> _Task inputs_

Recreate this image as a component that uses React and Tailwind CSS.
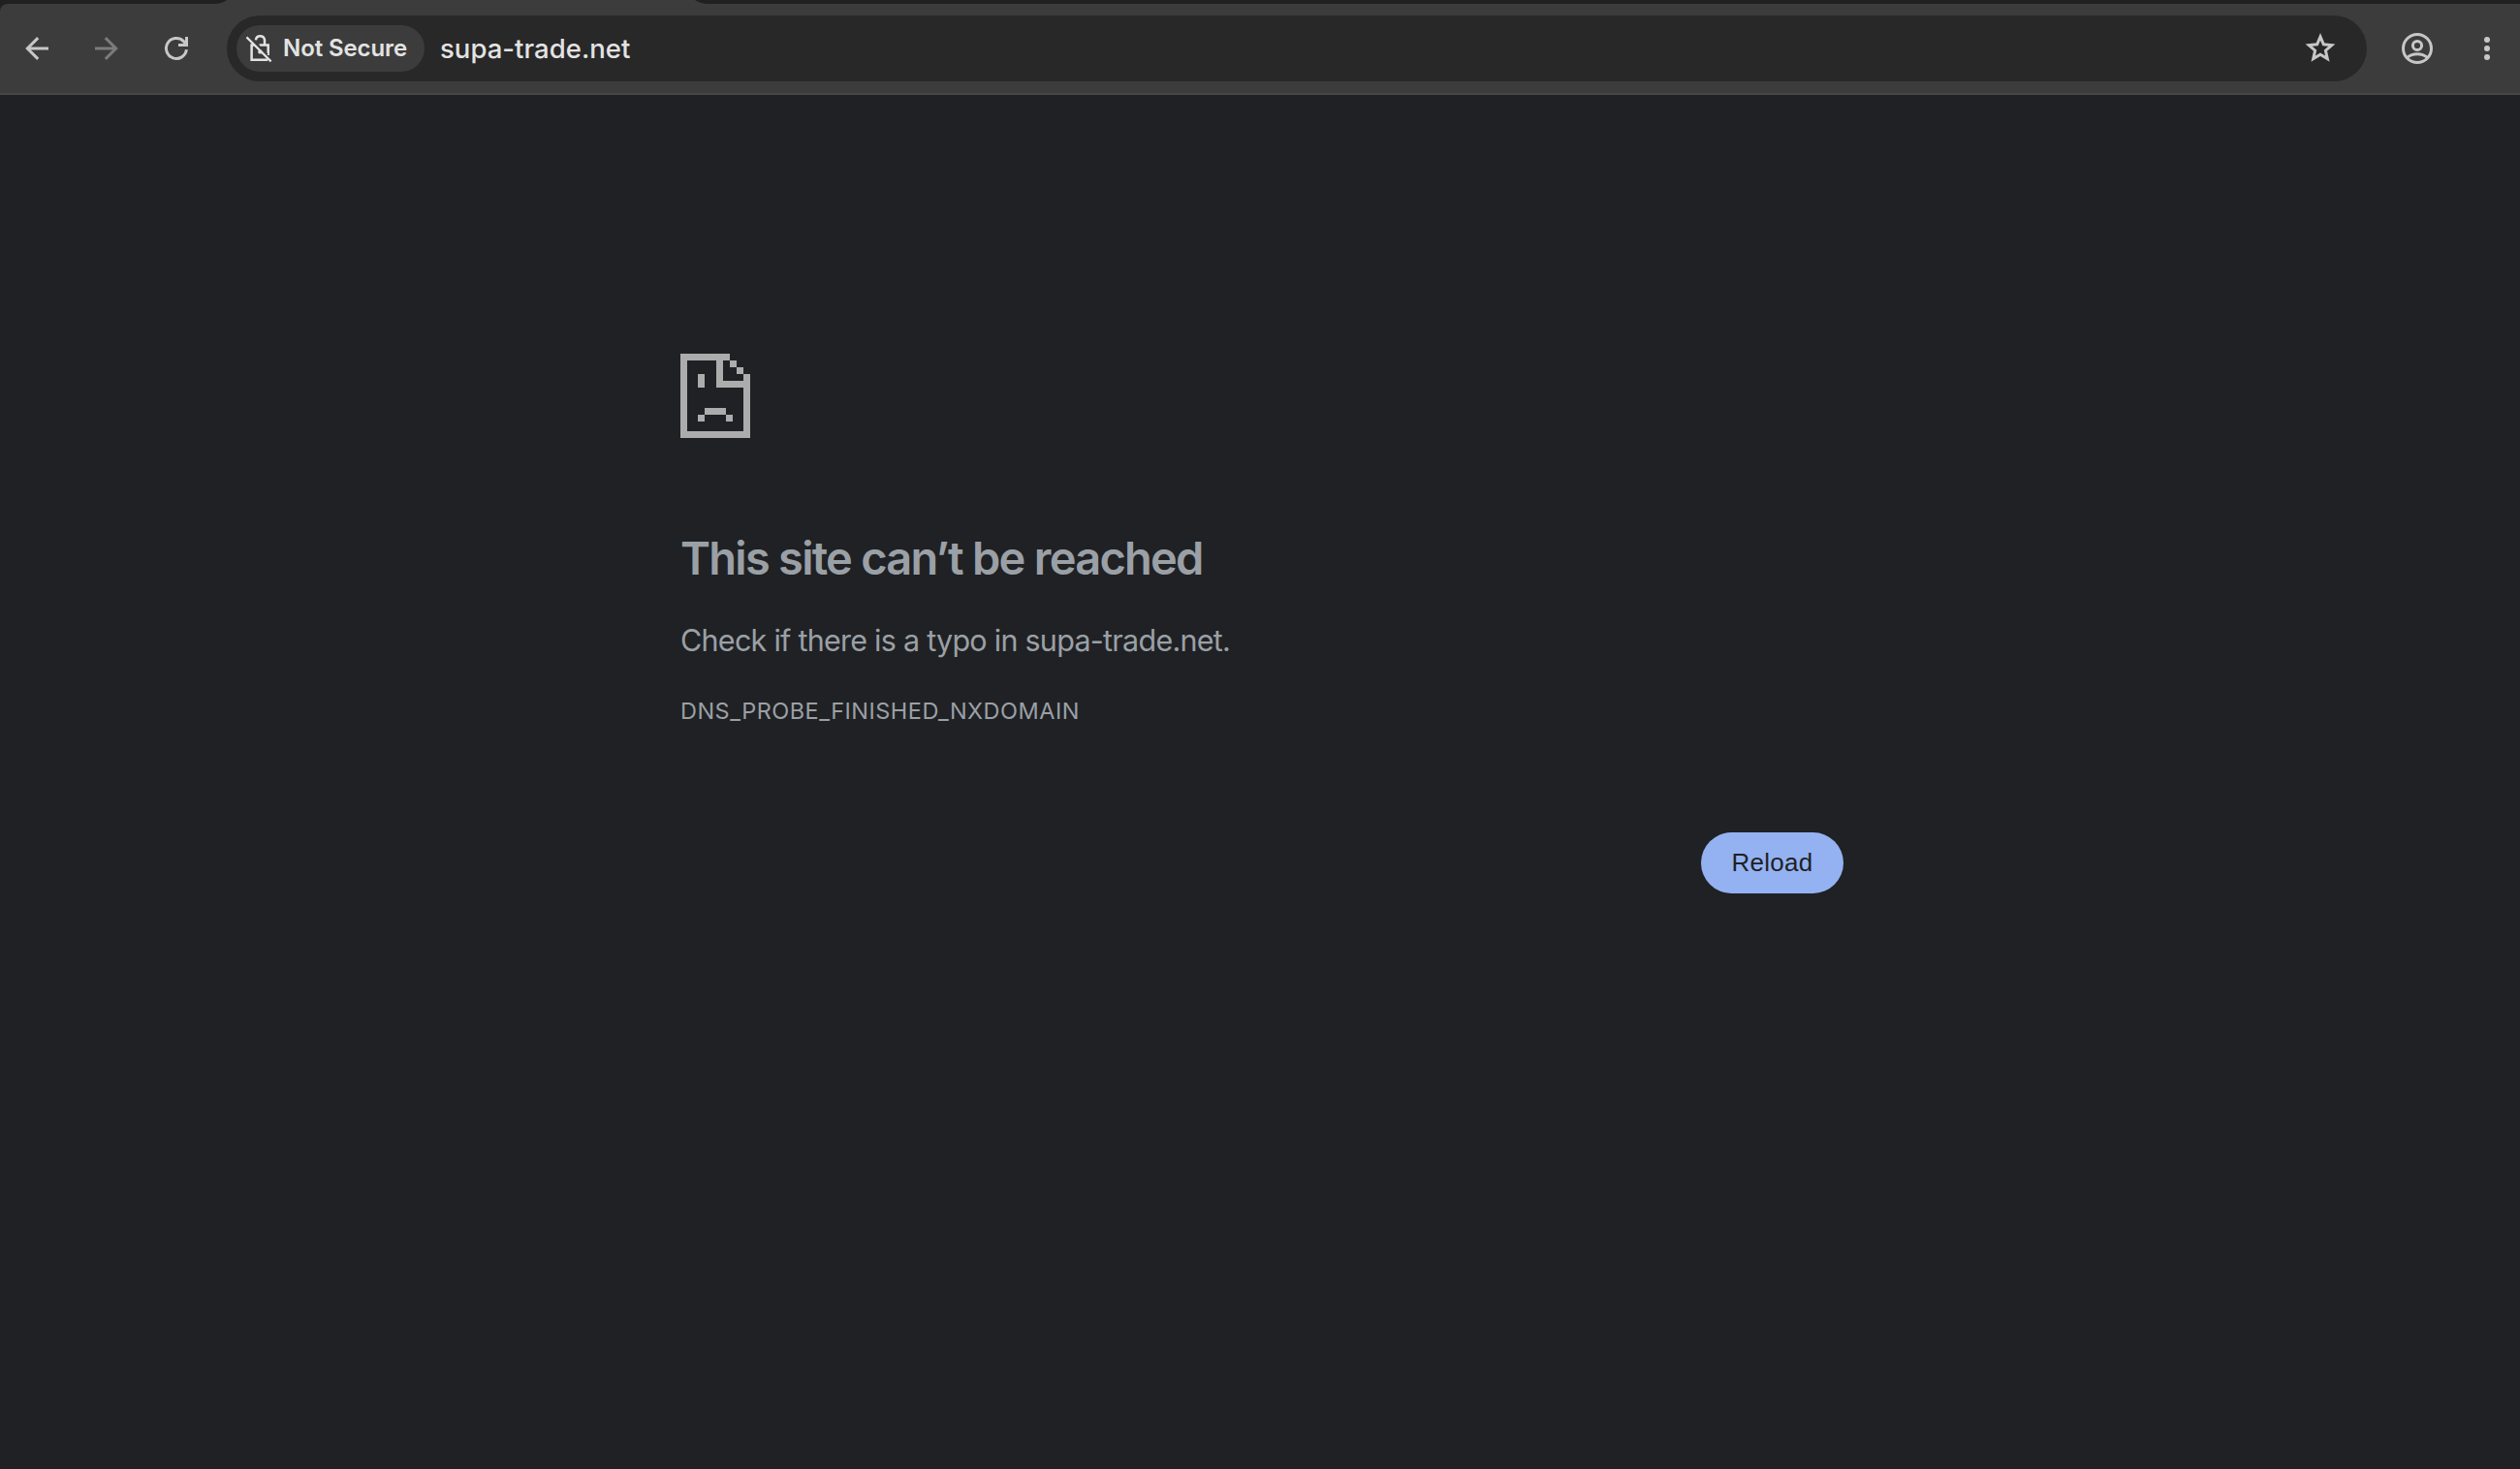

---

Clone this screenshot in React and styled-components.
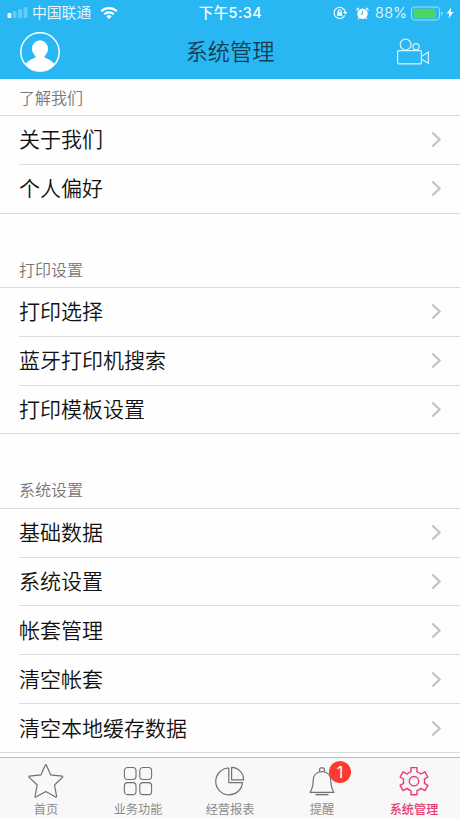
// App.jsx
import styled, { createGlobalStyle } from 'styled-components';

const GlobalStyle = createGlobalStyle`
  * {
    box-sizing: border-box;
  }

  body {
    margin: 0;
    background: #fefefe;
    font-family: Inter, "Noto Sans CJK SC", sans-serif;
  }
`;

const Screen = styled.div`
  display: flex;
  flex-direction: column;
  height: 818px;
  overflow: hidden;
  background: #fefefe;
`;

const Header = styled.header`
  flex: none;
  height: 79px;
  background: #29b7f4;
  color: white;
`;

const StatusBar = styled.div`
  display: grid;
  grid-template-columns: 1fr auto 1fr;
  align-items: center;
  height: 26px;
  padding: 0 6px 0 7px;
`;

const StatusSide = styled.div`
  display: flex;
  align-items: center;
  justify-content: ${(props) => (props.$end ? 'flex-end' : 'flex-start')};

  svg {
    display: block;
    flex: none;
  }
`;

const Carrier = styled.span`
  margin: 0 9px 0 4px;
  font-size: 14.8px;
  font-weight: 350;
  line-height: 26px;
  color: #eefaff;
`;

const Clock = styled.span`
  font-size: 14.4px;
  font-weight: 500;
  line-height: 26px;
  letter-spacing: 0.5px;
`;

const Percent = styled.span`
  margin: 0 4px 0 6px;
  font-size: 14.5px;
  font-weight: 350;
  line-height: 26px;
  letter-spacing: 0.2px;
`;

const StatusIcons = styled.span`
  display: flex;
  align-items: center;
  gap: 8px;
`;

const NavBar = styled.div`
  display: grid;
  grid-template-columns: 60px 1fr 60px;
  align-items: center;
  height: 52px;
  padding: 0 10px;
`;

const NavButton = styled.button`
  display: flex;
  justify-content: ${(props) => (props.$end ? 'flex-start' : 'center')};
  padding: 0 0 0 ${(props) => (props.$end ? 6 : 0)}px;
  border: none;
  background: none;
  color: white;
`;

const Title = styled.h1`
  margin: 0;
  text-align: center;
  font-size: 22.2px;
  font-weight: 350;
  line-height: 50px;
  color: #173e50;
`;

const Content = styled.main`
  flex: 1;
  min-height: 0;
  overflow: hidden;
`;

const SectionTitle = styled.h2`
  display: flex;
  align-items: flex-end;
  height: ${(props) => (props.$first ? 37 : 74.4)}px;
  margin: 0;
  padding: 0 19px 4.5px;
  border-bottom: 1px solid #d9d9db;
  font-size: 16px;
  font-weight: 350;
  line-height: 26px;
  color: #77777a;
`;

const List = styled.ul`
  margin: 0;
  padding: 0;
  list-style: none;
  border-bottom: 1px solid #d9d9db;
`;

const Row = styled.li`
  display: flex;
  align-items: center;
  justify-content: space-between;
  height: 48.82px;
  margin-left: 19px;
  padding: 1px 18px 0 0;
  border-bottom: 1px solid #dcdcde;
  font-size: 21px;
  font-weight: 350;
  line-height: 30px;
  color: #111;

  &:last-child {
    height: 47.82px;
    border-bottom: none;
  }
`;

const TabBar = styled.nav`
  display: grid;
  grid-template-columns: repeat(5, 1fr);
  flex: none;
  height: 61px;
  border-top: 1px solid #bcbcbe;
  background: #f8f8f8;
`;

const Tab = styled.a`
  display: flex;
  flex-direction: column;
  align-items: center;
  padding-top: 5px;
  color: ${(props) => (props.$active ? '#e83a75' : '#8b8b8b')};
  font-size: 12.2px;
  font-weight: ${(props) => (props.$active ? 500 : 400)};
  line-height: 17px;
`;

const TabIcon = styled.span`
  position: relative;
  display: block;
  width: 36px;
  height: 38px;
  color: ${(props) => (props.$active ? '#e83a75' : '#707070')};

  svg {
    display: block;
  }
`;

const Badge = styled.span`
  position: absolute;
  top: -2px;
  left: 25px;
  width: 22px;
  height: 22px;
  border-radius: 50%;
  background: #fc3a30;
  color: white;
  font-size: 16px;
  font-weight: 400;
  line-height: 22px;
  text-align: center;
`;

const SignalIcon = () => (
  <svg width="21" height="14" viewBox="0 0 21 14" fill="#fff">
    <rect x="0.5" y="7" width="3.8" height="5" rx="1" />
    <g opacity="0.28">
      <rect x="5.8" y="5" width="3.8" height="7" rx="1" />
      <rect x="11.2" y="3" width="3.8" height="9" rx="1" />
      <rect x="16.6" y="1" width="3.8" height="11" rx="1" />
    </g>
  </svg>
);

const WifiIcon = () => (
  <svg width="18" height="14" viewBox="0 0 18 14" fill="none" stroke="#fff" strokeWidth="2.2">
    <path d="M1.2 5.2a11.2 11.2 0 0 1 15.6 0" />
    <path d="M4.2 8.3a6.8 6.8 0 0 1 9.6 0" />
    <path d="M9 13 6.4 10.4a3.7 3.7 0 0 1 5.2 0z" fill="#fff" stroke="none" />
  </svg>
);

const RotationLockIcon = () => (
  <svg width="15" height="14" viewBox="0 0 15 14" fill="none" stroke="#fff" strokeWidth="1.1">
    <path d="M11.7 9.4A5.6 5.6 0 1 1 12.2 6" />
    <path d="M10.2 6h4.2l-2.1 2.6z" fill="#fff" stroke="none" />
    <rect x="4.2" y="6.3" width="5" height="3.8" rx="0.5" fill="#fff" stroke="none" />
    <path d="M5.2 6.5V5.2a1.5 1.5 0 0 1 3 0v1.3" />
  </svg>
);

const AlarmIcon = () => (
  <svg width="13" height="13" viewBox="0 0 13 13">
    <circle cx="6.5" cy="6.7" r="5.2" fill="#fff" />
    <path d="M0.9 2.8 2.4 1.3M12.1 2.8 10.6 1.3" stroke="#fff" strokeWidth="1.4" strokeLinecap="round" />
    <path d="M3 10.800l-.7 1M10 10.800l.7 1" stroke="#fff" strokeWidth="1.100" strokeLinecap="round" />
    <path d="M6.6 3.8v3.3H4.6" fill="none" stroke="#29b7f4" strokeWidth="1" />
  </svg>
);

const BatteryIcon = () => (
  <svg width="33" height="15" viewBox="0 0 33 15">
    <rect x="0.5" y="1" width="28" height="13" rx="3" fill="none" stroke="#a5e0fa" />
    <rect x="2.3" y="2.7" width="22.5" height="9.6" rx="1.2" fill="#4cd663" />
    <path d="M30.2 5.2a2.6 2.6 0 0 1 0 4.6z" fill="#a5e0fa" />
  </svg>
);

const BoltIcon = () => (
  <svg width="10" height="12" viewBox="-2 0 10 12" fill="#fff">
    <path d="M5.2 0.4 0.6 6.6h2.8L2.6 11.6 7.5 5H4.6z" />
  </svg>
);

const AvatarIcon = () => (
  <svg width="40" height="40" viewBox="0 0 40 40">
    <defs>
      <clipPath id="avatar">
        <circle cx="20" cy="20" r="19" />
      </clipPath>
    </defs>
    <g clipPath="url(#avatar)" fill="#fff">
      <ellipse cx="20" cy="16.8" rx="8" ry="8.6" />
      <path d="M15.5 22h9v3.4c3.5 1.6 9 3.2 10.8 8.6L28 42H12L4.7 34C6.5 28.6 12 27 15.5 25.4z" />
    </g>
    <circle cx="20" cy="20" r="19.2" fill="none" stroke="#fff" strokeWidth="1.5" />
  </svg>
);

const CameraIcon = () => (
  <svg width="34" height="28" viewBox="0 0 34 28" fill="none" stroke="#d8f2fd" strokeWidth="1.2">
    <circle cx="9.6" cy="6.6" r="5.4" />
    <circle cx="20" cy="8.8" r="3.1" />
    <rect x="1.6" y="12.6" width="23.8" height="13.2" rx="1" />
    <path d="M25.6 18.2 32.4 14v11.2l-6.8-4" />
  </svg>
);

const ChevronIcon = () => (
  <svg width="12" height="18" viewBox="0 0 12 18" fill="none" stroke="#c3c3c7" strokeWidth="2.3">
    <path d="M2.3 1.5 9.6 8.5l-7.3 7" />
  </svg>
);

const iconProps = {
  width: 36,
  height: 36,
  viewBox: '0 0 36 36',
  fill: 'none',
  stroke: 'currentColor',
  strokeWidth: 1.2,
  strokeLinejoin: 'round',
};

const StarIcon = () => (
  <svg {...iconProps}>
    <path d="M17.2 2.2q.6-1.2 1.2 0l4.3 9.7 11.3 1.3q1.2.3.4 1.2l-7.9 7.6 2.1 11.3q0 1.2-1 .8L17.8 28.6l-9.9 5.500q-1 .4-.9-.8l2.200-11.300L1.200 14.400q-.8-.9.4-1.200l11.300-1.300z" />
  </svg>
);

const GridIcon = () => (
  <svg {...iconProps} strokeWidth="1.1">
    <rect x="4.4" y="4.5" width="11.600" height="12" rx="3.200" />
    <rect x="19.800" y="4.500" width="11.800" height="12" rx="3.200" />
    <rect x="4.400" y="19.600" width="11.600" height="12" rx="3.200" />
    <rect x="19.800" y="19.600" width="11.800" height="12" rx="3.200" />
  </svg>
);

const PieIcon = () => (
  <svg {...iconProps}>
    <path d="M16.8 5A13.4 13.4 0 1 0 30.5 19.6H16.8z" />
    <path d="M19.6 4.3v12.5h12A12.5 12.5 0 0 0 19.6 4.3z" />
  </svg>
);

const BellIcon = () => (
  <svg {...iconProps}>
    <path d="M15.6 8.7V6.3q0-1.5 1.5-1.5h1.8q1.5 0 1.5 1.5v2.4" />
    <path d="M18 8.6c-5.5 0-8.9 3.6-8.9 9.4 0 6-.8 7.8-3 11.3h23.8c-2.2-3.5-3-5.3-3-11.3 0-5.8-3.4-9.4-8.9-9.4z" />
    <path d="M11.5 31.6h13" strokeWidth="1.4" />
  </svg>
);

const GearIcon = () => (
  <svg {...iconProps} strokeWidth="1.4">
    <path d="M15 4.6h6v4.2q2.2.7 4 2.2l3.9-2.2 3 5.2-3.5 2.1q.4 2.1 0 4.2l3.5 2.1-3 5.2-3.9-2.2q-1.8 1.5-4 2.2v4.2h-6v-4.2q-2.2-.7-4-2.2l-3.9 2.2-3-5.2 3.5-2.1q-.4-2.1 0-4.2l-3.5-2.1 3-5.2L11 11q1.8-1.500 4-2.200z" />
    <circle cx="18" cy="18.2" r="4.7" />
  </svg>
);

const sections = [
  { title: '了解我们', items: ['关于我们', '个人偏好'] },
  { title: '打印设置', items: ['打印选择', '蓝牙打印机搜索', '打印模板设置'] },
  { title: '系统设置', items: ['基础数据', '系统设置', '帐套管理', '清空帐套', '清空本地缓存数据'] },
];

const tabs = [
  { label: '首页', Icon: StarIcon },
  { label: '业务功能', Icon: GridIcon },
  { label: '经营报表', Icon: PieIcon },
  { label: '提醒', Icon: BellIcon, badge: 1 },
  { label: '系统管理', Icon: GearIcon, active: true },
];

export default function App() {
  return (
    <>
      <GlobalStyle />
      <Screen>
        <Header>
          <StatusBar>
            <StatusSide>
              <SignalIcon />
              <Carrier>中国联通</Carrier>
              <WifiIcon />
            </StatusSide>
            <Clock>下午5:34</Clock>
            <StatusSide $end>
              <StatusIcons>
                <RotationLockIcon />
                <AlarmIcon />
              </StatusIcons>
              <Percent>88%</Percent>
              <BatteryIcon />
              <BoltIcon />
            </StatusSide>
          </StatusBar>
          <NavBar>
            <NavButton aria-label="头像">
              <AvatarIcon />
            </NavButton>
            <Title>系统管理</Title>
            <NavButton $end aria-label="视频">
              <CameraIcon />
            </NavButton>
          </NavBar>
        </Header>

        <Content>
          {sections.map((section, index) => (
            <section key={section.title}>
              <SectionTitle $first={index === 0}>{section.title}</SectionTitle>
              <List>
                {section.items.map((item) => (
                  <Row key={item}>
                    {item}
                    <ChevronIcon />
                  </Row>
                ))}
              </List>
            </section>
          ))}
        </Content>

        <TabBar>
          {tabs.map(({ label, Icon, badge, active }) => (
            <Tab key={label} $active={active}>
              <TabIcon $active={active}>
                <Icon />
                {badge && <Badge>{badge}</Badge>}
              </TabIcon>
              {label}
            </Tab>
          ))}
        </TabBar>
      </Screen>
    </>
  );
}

> _Given instruction_
Copy out the lines that hold "components".

> _Solution for this task_
Clone this screenshot in React and styled-components.
import styled, { createGlobalStyle } from 'styled-components';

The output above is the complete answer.